Reproduce, please, the span of lines beginning at the line with "Give me the" and ending at the line with "import React from", inclusive, minus any pictures.

» **Dataset rows**:
## begin

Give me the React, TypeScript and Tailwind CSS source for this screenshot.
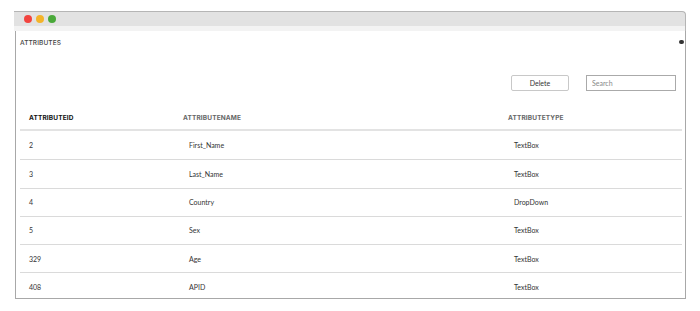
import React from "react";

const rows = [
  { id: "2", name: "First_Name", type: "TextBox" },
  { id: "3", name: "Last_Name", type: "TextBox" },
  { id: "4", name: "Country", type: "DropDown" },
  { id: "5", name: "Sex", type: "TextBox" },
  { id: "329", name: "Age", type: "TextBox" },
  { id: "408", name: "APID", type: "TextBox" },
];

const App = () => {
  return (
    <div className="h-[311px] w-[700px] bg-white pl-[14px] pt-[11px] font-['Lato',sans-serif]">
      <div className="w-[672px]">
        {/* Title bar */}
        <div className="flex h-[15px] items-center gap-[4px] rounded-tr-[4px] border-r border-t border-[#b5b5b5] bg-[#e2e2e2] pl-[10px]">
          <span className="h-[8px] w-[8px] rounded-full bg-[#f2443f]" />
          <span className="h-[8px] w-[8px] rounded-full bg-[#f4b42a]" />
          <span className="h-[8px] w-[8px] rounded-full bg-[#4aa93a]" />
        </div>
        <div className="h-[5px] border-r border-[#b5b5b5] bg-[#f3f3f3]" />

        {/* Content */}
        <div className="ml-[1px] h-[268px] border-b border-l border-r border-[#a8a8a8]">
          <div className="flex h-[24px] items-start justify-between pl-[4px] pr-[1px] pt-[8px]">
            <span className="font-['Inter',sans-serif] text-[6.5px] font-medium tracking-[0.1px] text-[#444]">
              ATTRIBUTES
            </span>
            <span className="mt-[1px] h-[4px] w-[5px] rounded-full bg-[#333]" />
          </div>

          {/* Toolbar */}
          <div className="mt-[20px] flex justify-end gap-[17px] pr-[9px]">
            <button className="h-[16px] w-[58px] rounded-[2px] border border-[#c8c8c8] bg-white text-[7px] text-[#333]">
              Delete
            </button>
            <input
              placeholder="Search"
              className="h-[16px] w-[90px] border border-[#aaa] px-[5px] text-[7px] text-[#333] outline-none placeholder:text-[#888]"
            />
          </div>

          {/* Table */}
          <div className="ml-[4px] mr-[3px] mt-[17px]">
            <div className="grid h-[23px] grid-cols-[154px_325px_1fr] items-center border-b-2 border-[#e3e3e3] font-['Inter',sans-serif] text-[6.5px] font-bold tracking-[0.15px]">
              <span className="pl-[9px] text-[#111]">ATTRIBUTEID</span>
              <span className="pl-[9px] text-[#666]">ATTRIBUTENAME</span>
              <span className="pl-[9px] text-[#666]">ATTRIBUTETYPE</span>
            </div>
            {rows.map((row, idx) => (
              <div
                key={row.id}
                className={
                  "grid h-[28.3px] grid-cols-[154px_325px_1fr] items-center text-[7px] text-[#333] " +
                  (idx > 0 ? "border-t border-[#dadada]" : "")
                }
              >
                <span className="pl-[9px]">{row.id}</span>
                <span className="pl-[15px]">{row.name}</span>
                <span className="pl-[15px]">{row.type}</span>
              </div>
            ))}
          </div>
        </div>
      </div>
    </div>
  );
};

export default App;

## end
## begin

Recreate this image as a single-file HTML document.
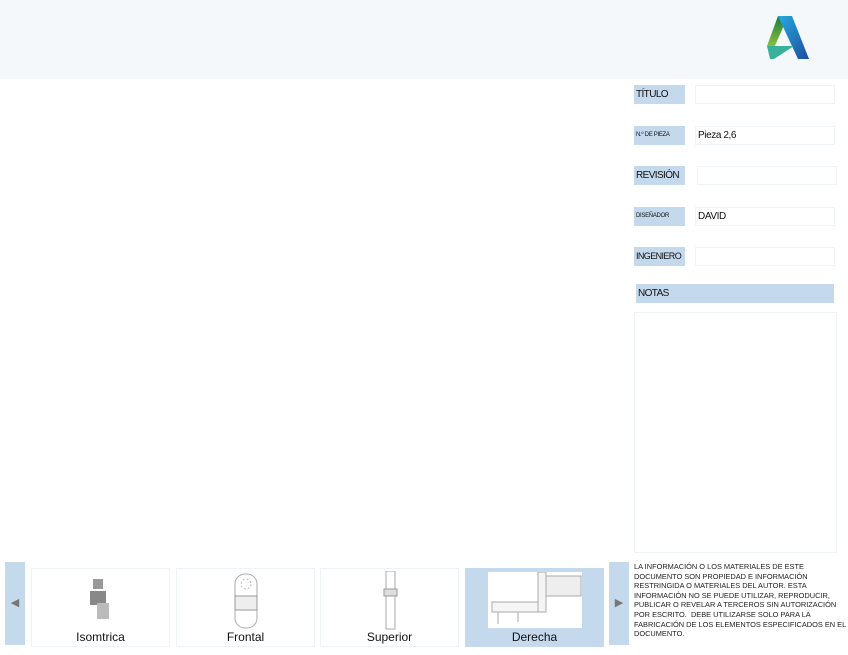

## end

» **Full response**:
Give me the React, TypeScript and Tailwind CSS source for this screenshot.
import React from "react";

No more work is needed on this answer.